Normalized counts (~ histograms) for item observations in actual experiments (grey) and simulations of the observations with different sampling method using detailed logs collected during an experimental run. Near-uniformity in the distribution of counts (black) is impossible to obtain in the presence of (stochastic) dropout; “smart” sampling methods using a global state (top, green; enabled by statesampler) come the closest to optimal, followed by experimental plans (bottom, blue; with and without randomness) and finally by uniformly random task choices (both, red) which are a poor choice for attaining distributional uniformity in experiments with dropout.

Contact me if you want to chat about this.

yenaccess (Stanford only): A full-stack javascript project (mongoDB, node.js, and react/redux) for managing sponsored access to Stanford GSB’s “yen” research computing servers. A node.js backend serves an API accessible from a react/redux SPA that furnishes a request form, approval/rejection/renewal forms, and an administration form for tool admins. The project logs all requests for access and request activity, sends notifications and reminders via email and Slack messages, automatically expires requests that get too old, and automatically notifies sponsors of possible renewals (on a timeline consistent with Stanford ISO minimum security guidelines).

cloudforest (in progress, public fall 2019): A full-stack javascript project (mongoDB, node.js, and react/redux) for managed on-demand AWS EC2 cloud computing services. Also includes monitoring and automation via influxdata‘s TICK stack.

cfoverview

Currently in use at Stanford GSB by at least 5 research groups to enable self-service, efficient, and secure cloud computing for research purposes. Our installation has managed tens of thousands of dollars worth of computing resources in 7-8 months of beta program use.
cfserver (Team only): a node.js server that interacts with mongoDB and AWS, providing the basic infrastructure for on-demand cloud computing.
cfmetrics (Team only): a node.js server that provides and interface to the TICK stack for instance monitoring.
cfdashbd (Team only): a react/redux app providing dashboard functionality for cloudforest including instance management (creation, starting/stopping, deletion), activity monitoring (CPU/memory usage), group management (viewing, adding, removing users), access to jupyter notebooks, and more:

cloudforest

cfsetup (Team only): a structured repository of bash scripts defining how to set instances up after they launch. Uses bitbucket pipelines and AWS CodeDeploy to consistently deploy updates to instances.
cfsite (Team only): repo for a jekyll site, with build and deploy pipelines, containing basic information about cloudforest, complete documentation, and articles about use of the platform.

python

idlogit (in progress): A python package for estimating (binary outcome) “Idiosyncratic Deviations Logit” models using ECOS. idLogit models are Logit models for heterogeneous observations with a non-parametric portrait of response heterogeneity and a convex maximum likelihood estimation problem. You can review the slides for an academic talk at Stanford’s ICME about this method here.

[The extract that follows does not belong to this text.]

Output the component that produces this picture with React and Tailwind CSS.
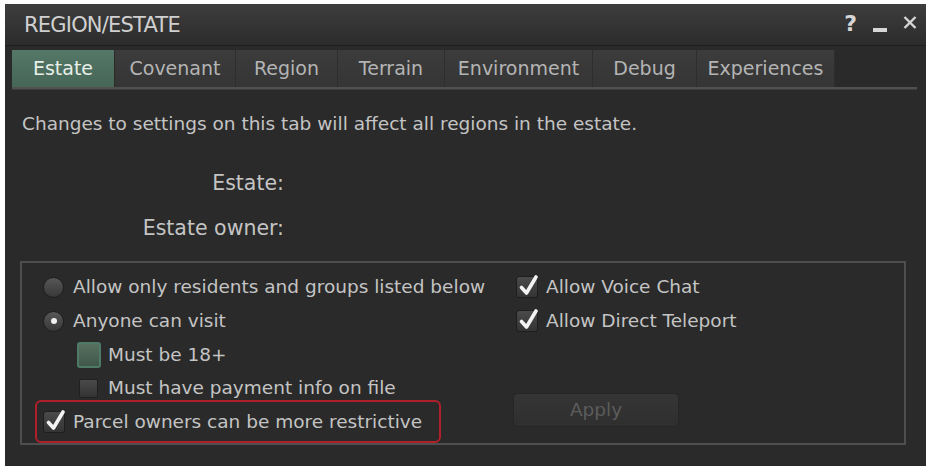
import React from "react";

const font = { fontFamily: '"DejaVu Sans", "Liberation Sans", sans-serif' };

function Check({ checked }) {
  return (
    <div className="relative w-[22px] h-[22px] rounded-[3px] bg-gradient-to-b from-[#4a4a4a] to-[#343434] border border-[#1e1e1e] shrink-0">
      {checked && (
        <svg className="absolute left-[2px] top-[-3px]" width="20" height="23" viewBox="0 0 20 23">
          <path d="M2.5 13.5 L7.5 19 L17 3" fill="none" stroke="#f2f2f2" strokeWidth="3.6" strokeLinecap="round" strokeLinejoin="round" />
        </svg>
      )}
    </div>
  );
}

function Radio({ selected }) {
  return (
    <div className="relative w-[21px] h-[21px] rounded-full bg-gradient-to-b from-[#585858] to-[#383838] border border-[#1e1e1e] shrink-0 flex items-center justify-center">
      {selected && <div className="w-[6px] h-[6px] rounded-full bg-[#f0f0f0]" />}
    </div>
  );
}

export default function App() {
  const tabs = [
    ["Estate", 103],
    ["Covenant", 121],
    ["Region", 102],
    ["Terrain", 107],
    ["Environment", 148],
    ["Debug", 104],
    ["Experiences", 138],
  ];
  return (
    <div className="w-[929px] h-[469px] bg-white pt-[4px] pl-[5px]" style={font}>
      <div className="w-[921px] h-[462px] bg-[#2a2a2a] flex flex-col">
        {/* title bar */}
        <div className="h-[42px] shrink-0 bg-gradient-to-b from-[#3d3d3d] to-[#2c2c2c] flex items-center pl-[19px] pr-[9px] border-b border-[#1f1f1f]">
          <span className="text-[#d0d0d0] text-[21px] tracking-[-0.8px] leading-none pt-[2px]">REGION/ESTATE</span>
          <div className="ml-auto flex items-center text-[#d6d6d6]">
            <span className="text-[22px] font-bold leading-none mr-[16px] mb-[1px]">?</span>
            <div className="w-[14px] h-[4px] bg-[#d6d6d6] mt-[10px] mr-[16px]" />
            <svg width="14" height="13" viewBox="0 0 14 13" className="mb-[4px]">
              <path d="M1.5 1 L12.5 12 M12.5 1 L1.5 12" stroke="#d6d6d6" strokeWidth="2.4" />
            </svg>
          </div>
        </div>
        {/* tabs */}
        <div className="px-[7px] pt-[4px] shrink-0">
          <div className="flex h-[37px]">
            {tabs.map(([t, w], i) => (
              <div
                key={t}
                style={{ width: w }}
                className={
                  i === 0
                    ? "flex items-center justify-center bg-gradient-to-b from-[#557868] to-[#466656] text-[#e8efe9] text-[19px] border-r border-[#2a2a2a]"
                    : "flex items-center justify-center bg-gradient-to-b from-[#3c3c3c] to-[#353535] text-[#b4b4b4] text-[19px] border-r border-[#2e2e2e]"
                }
              >
                {t}
              </div>
            ))}
          </div>
          <div className="h-[3px] bg-[#505050] mr-[2px] border-b border-[#3c3c3c]" />
        </div>
        {/* body */}
        <div className="px-[17px] pt-[23px] text-[#c4c4c4] shrink-0">
          <div className="leading-[22px] text-[18.5px]">Changes to settings on this tab will affect all regions in the estate.</div>
          <div className="flex flex-col gap-[21px] mt-[36px] text-[20.5px]">
            <div className="flex">
              <div className="w-[262px] text-right leading-[24px]">Estate:</div>
            </div>
            <div className="flex">
              <div className="w-[262px] text-right leading-[24px]">Estate owner:</div>
            </div>
          </div>
        </div>
        {/* group box */}
        <div className="mt-[21px] ml-[15px] w-[886px] h-[184px] shrink-0 border-2 border-[#4e4e4e] flex text-[#c4c4c4] text-[18.5px]">
          <div className="w-[494px] pl-[21px] pt-[13px] flex flex-col">
            <div className="flex items-center gap-[9px] h-[22px]">
              <Radio />
              <span>Allow only residents and groups listed below</span>
            </div>
            <div className="flex items-center gap-[9px] h-[22px] mt-[12px]">
              <Radio selected />
              <span>Anyone can visit</span>
            </div>
            <div className="flex items-center gap-[7px] h-[26px] mt-[10px] ml-[34px]">
              <div className="w-[24px] h-[26px] rounded-[3px] border-2 border-[#4f7a68] bg-gradient-to-b from-[#56705f] to-[#40584b]" />
              <span>Must be 18+</span>
            </div>
            <div className="flex items-center gap-[10px] h-[20px] mt-[10px] ml-[36px]">
              <div className="w-[19px] h-[19px] rounded-[2px] bg-gradient-to-b from-[#4a4a4a] to-[#333] border border-[#202020]" />
              <span>Must have payment info on file</span>
            </div>
            <div className="mt-[2px] -ml-[8px] w-[406px] h-[43px] rounded-[6px] border-2 border-[#b0202a] flex items-center pl-[6px] gap-[8px]">
              <Check checked />
              <span>Parcel owners can be more restrictive</span>
            </div>
          </div>
          <div className="pt-[13px] flex flex-col">
            <div className="flex items-center gap-[8px] h-[22px]">
              <Check checked />
              <span>Allow Voice Chat</span>
            </div>
            <div className="flex items-center gap-[8px] h-[22px] mt-[12px]">
              <Check checked />
              <span>Allow Direct Teleport</span>
            </div>
            <div className="mt-[61px] -ml-[3px] w-[166px] h-[34px] rounded-[4px] bg-gradient-to-b from-[#353535] to-[#2f2f2f] border border-[#262626] flex items-center justify-center text-[#5c5c5c]">
              Apply
            </div>
          </div>
        </div>
      </div>
    </div>
  );
}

Serverless Code: I’ve written a few serverless functions in python. Some are for fun; for example, we have a few Slack apps that call python Lambdas to transform or manipulate text:

rossputer

A more useful example comes from our monitoring systems. We have a Slack app built on top of a Lambda that allows us to access summary metrics data about our machines; for example,

/yen 3 publish

displays

yenstats

for the entire channel to see and

/yen 3 users publish

displays

yenusers

for the entire channel to see. Actually, this user-specific data comes from a Lambda pipeline too: code on the actual servers sends process data to S3, and a python Lambda executes a rollup operation on the data to get and store user statistics. I’ve also helped teams set up complicated serverless applications, including Machine Learning model evaluations in python (with both Lambda using Layers and Google Cloud Functions).

Multilevel Optimization with Integrals (packaging for release): I have helped a GSB professor with code for solving a certain multi-level optimization problem (an optimization that depends on another optimization) whose objectives also are only approximately determinable, because they involve integrals. I wrote quite a bit of python code for exploration and solution of this subtly difficult numerical task, which I’ll try to package for some kind of demo or release during summer 2019.

bash

superserver: A bash script (basically) that can help load balance horizontally-scaled arbitrary servers (like from python, node.js, or go code). You specify the source, start/stop actions, and any install commands, superserver sets up all the (restarting) systemd services for you to run an arbitrary number of instances of your server load balanced by your Apache web server.

stanshib (Stanford only): A set of scripts and templates for making Stanford Shibboleth setup easy on new machines/addresses.

FORTRAN/C/C++

pthreader: A lightweight C++ class for executing arbitrary code in parallel using pthreads, requiring only a definition of (a) setup, (b) evaluation, and (c) cleanup for each thread. Setup and cleanup once, but evaluate as many times as needed. Extends the condition variable mutual exclusion method from Divakar Viswanath’s book.

gslregressmpi: A simple example in C I wrote for a GSB professor interested in using MPI on our clusters to parallel function/derivative calls when solving an optimization problem.  This example used OLS regression because it is trivial to implement other ways and verify results. Their real problem was much more complex, of course. This example also uses the GNU Scientific Libraries because this was the faculty’s preferred solver. The basic outline should work with any similar solver.

Code Optimization: I do a decent amount of low-level code optimization when people need it, but most of these cases are particular to a particular researcher and project and not shareable. In one particularly tangible case, I re-wrote some FORTRAN code multithreaded using OpenMP to simpler, optimized serial code which took a 35-day multi-task runtime down to 1 1/2 days. In another, I optimized and rewrote matlab scripts both in matlab and in C using the Intel IPP and MKL, improving speed by a factor of 5. This is a pretty small gain, actually, and is small due to the density of linear algebraic operations in the original matlab code (operations which matlab inherently does well already). Another case involved data extraction from ~ 50GB of detailed XML datafiles from a financial firm; using the Xerces library in C++ was able to tackle the task in an afternoon, whereas trying the same task with python (for fun) crashed a 32-core, 256GB memory AWS EC2 instance.